A Revolving Loan Fund (RLF) is a source of money from which loans are made for multiple small business development projects. Revolving loan funds share many characteristics with microcredit, micro-enterprise, and village banking, namely providing loans to persons or groups of people that do not qualify for traditional financial services or are otherwise viewed as being high risk. Borrowers tend to be small producers of goods and services — typically artisans, farmers, and women who have no credit history or access to other types of loans from financial institutions. Organizations that offer revolving loan fund lending aim to help new project or business owners become financially independent and eventually to become eligible for loans from commercial banks.

The fund gets its name from the revolving aspect of loan repayment, where the central fund is replenished as individual projects pay back their loans, creating the opportunity to issue other loans to new projects.
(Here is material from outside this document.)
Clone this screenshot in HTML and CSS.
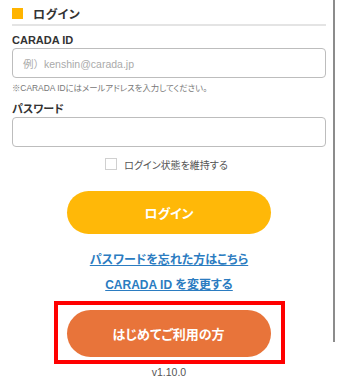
FILE: index.html
```html
<!DOCTYPE html>
<html lang="ja">
<head>
<meta charset="utf-8">
<link rel="stylesheet" href="styles.css">
</head>
<body>
<div class="page">
  <div class="heading"><span class="mark"></span><h1 class="title">ログイン</h1></div>
  <div class="form">
    <div class="label">CARADA ID</div>
    <div class="input"><span class="placeholder">例）kenshin@carada.jp</span></div>
    <p class="note">※CARADA IDにはメールアドレスを入力してください。</p>
    <div class="label label-pw">パスワード</div>
    <div class="input"></div>
    <div class="remember"><span class="checkbox"></span><span class="remember-text">ログイン状態を維持する</span></div>
    <div class="btn btn-login">ログイン</div>
    <a class="link link-first">パスワードを忘れた方はこちら</a>
    <a class="link link-second">CARADA ID を変更する</a>
    <div class="highlight">
      <div class="btn btn-first">はじめてご利用の方</div>
    </div>
    <p class="version">v1.10.0</p>
  </div>
</div>
<div class="scrollbar"></div>
</body>
</html>
```

FILE: styles.css
```css
* { box-sizing: border-box; }
html, body { margin: 0; padding: 0; background: #fff; }
body {
  width: 338px;
  height: 382px;
  overflow: hidden;
  position: relative;
  font-family: "Liberation Sans", "Noto Sans CJK JP", sans-serif;
  font-feature-settings: "palt";
  color: #333;
}
.page { padding: 0 12px; }
.heading {
  height: 26px;
  padding-top: 2px;
  display: flex;
  align-items: center;
  border-bottom: 2px solid #e4e4e4;
}
.mark {
  width: 11px;
  height: 11px;
  background: #ffb400;
  margin-right: 10px;
}
.title {
  margin: 0;
  font-size: 12px;
  font-weight: bold;
  color: #333;
  letter-spacing: 0.5px;
}
.form { display: flex; flex-direction: column; }
.label {
  margin-top: 6px;
  font-size: 11px;
  line-height: 16px;
  font-weight: bold;
  color: #333;
}
.label-pw { margin-top: 7px; }
.input {
  height: 30px;
  border: 1px solid #bdbdbd;
  border-radius: 4px;
  display: flex;
  align-items: center;
  padding-left: 10px;
}
.placeholder { font-size: 10.5px; color: #aaa; font-feature-settings: normal; }
.note {
  margin: 4px 0 0;
  font-size: 8.4px;
  line-height: 12px;
  color: #777;
}
.remember {
  margin-top: 11px;
  height: 12px;
  display: flex;
  align-items: center;
  justify-content: center;
  padding-right: 5px;
}
.checkbox {
  width: 12px;
  height: 12px;
  border: 1px solid #d0d0d0;
  margin-right: 7px;
}
.remember-text { font-size: 10px; color: #555; }
.btn {
  align-self: center;
  width: 204px;
  border-radius: 24px;
  display: flex;
  align-items: center;
  justify-content: center;
  color: #fff;
  font-weight: bold;
  font-size: 13px;
}
.btn-login {
  margin-top: 21px;
  height: 43px;
  background: #ffb808;
}
.link {
  align-self: center;
  font-size: 12px;
  line-height: 16px;
  color: #2b7cc1;
  text-decoration: underline;
  font-weight: bold;
}
.link-first { margin-top: 18px; }
.link-second { margin-top: 9px; }
.highlight {
  align-self: center;
  margin-top: 8px;
  border: 4px solid #ff0000;
  padding: 5px 10px 3px 9px;
  display: flex;
}
.btn-first {
  height: 47px;
  background: #e8743a;
  font-size: 13px;
}
.version {
  margin: 1px 0 0;
  text-align: center;
  font-size: 10.5px;
  line-height: 14px;
  color: #555;
}
.scrollbar {
  position: absolute;
  left: 333px;
  top: 0;
  width: 2px;
  height: 342px;
  background: #8c8c8c;
}
```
The revolving loan fund is often referred to as a green revolving fund, or GRF, when it is initiated on college and university campuses. These types of funds target projects that improve campus energy-efficiency, reduce resource use, and implement other projects and programs that fall under the category of sustainability. In recent years, GRFs have become increasingly popular on campuses in the United States. The funds operate and are managed by the university, with loans issued to university departments or campus groups.

In February 2013, the Association for the Advancement of Sustainability in Higher Education (AASHE) released a database of campus sustainability revolving loan funds. As of March 2013, there were 84 revolving loan funds at 80 institutions in North America containing $118,737,518 [1].

In February 2011 the Sustainable Endowments Institute published the paper "Greening the Bottom Line: the Trend toward Green Revolving Funds on Campus." The paper researched the 52 active green revolving funds in the US, with findings based on a series of interviews and surveys with sustainability directors and administrators involved in green revolving fund development and operation at the college and university level.

Greening the Bottom Line reports on a green revolving fund's formation, operation, and financial performance. The report was written with the explicit purpose to provide a baseline for tracking the continuing emergence of green revolving funds in higher education to act and to act as a resource for institutions interested in establishing their own.